Index | Thread | Search

From:
David Gwynne <david@gwynne.id.au>
Subject:
pf_route simplification, or pf_route vs pfsync
To:
tech@openbsd.org
Date:
Sat, 6 Jul 2024 16:06:16 +1000

Download raw body.

Thread
at work i have a pair of firewalls with pfsync set up, and we have
pfsync defer enabled so we cope better in when routes flop between
them.

i was trying to use route-to in a rule like this:

 pass in quick proto { tcp udp } from $mydesktop to $rns port domain
route-to $newrns

the $rns addresses are aliases on the resolver boxes, so i just
needed to force the packets to go to the new server without actually
rewriting them.

this didnt work as expeted. the packet leaving the firewall always
went to the original resolver. the weird thing was that for tcp
connections the first packet went to the original resolver which would
ack the connection attempt, but the firewall would send subsequent
packets packet to th new resolvers. this also didnt work.

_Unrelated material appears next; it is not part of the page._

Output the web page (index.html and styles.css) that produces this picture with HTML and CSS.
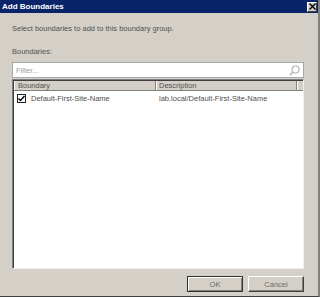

i figured out it was a bad interaction between pfsync defer and
route-to.

route-to steals packets leaving the firewall and holds onto them
until the peer pfsync box acks the state creation or a timeout
occurs. if we're using route-to on a "pass in" rule, then pf_route
has done it's thing. when it comes time for pfsync to send the
packet out, it's lost the work that pf_route did to change the
outgoing gateway/interface and assumes it can route it normally.

i tried to fix this by using the state links to look at the incoming
state and using that to rerun pf_route. however, this doesnt work
because we don't really have links between pf states, we end up
with links between pf_state_keys (see "link mbufs/inpcbs to pf_states,
not pf_state_keys" sent to this list last year), so resolving the
incoming state is more complicated than it should be. on top of
that, these links don't get set up properly on the first packets
in the state, and even if they were set up pf tears them down by
the time pfsync steals the packet.

my second attempt was to gut pf_route and have it jus add an mbuf
tag with the dst address i want to use instead of the real ip. the
actual ip stack is then modified to use the tag for the real route
lookups.

in my opinion this turned out really well. it's long bothered me that
pf_route and pf_route6 are a large duplication of the ip_output code.
there's been cases where we forget to update pf_route with new stack
features. this problem goes away if we just use the stack for
everything. a big chunk of code just goes away.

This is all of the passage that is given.